The central aspects of the provision of a BI platform include a comprehensive health check of the BI system components and tools as well as a technical examination of the processes involved in data management and transformation. Based on a monitoring stack of Grafana and Prometheus, the PTA defines both technical and business KPIs and creates appropriate dashboards. The state of the higher-level components is determined on the basis of a roll-up principle of coherent, detailed KPIs.
Supplement
At the lowest level, dashboards are mapped with detailed panels and the time history for the technical KPIs, such as CPU utilization, memory usage, drives, etc. The technical metrics are provided by a node exporter that is installed on all VMs of the BI platform. Information about the business processes is also displayed in the form of ETL jobs. The client side is also monitored in terms of HTTP checks and the resolution of DNS names.

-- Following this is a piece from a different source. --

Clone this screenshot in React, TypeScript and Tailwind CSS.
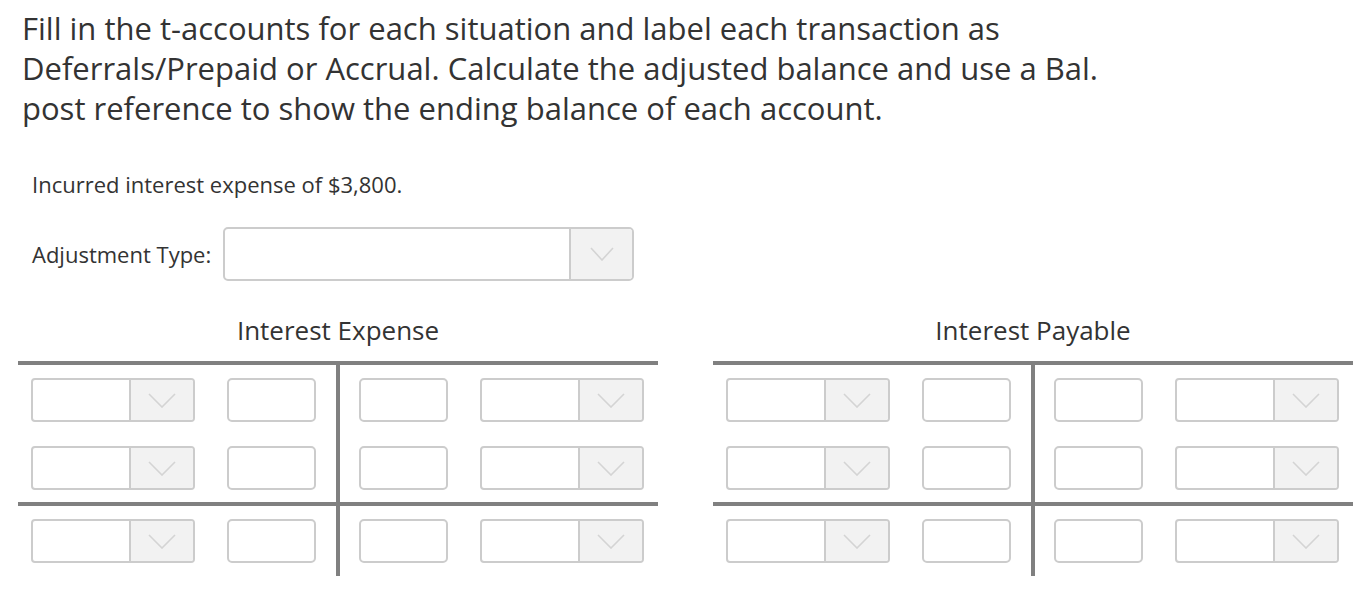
import React from 'react';

const Chevron: React.FC<{ w: number; h: number }> = ({ w, h }) => (
  <svg width={w} height={h} viewBox={`0 0 ${w} ${h}`} fill="none">
    <polyline
      points={`1,1 ${w / 2},${h - 1} ${w - 1},1`}
      stroke="#d4d4d4"
      strokeWidth="1.6"
    />
  </svg>
);

const SmallSelect: React.FC = () => (
  <div className="flex w-[164px] h-[44px] border-2 border-[#cccccc] rounded-[4px] overflow-hidden bg-white">
    <div className="flex-1" />
    <div className="w-[64px] border-l-2 border-[#cccccc] bg-[#f2f2f2] flex items-center justify-center">
      <Chevron w={28} h={15} />
    </div>
  </div>
);

const TextBox: React.FC = () => (
  <div className="w-[89px] h-[44px] border-2 border-[#cccccc] rounded-[5px] bg-white" />
);

const LeftRow: React.FC = () => (
  <div className="flex items-center justify-between pl-[13px] pr-[20px]">
    <SmallSelect />
    <TextBox />
  </div>
);

const RightRow: React.FC = () => (
  <div className="flex items-center justify-between pl-[19px] pr-[14px]">
    <TextBox />
    <SmallSelect />
  </div>
);

const TAccount: React.FC<{ title: string }> = ({ title }) => (
  <div className="w-[640px]">
    <div className="text-center text-[26px] leading-[32px] mb-[15px]">{title}</div>
    <div className="border-t-4 border-[#808080]">
      <div className="flex">
        <div className="flex-1 flex flex-col gap-[24px] pt-[13px] pb-[12px]">
          <LeftRow />
          <LeftRow />
        </div>
        <div className="w-[4px] bg-[#808080]" />
        <div className="flex-1 flex flex-col gap-[24px] pt-[13px] pb-[12px]">
          <RightRow />
          <RightRow />
        </div>
      </div>
      <div className="h-[4px] bg-[#808080]" />
      <div className="flex">
        <div className="flex-1 pt-[13px] pb-[13px]">
          <LeftRow />
        </div>
        <div className="w-[4px] bg-[#808080]" />
        <div className="flex-1 pt-[13px] pb-[13px]">
          <RightRow />
        </div>
      </div>
    </div>
  </div>
);

export default function App() {
  return (
    <div className="w-[1362px] h-[605px] bg-white text-[#333333] font-['Open_Sans',sans-serif] overflow-hidden">
      <h1 className="pl-[22px] pt-[8px] text-[31px] leading-[40px] font-normal">
        Fill in the t-accounts for each situation and label each transaction as
        <br />
        Deferrals/Prepaid or Accrual. Calculate the adjusted balance and use a Bal.
        <br />
        post reference to show the ending balance of each account.
      </h1>

      <p className="pl-[32px] mt-[42px] text-[22px] leading-[28px]">Incurred interest expense of $3,800.</p>

      <div className="flex items-center pl-[32px] mt-[29px] gap-[12px]">
        <span className="text-[22px] leading-[28px]">Adjustment Type:</span>
        <div className="flex w-[411px] h-[54px] border-2 border-[#cccccc] rounded-[5px] overflow-hidden bg-white">
          <div className="flex-1" />
          <div className="w-[63px] border-l-2 border-[#cccccc] bg-[#f2f2f2] flex items-center justify-center">
            <Chevron w={24} h={14} />
          </div>
        </div>
      </div>

      <div className="flex pl-[18px] gap-[55px] mt-[33px]">
        <TAccount title="Interest Expense" />
        <TAccount title="Interest Payable" />
      </div>
    </div>
  );
}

On the basis of defined metrics and threshold values, a tile is created for each system component, encapsulated, that shows the current status in the colors green, yellow, or red. At the top level, exactly one tile represents the state of the entire platform based on the states of the associated platform components. In addition to the graphical display for the threshold values in Grafana, alerting is activated on the basis of the Prometheus Alerting Rules.
Subject description
The components of the BI platform are largely operated in a cloud and can already be monitored at the operating system level. Email alerting can also be configured for the relevant metrics. However, because distributed and heterogeneous monitoring does not provide visibility into the state of interdependent tools and processes, contiguous dashboards are defined. This ensures that the effects of specific failures or overloads are detected and remedied in a timely manner.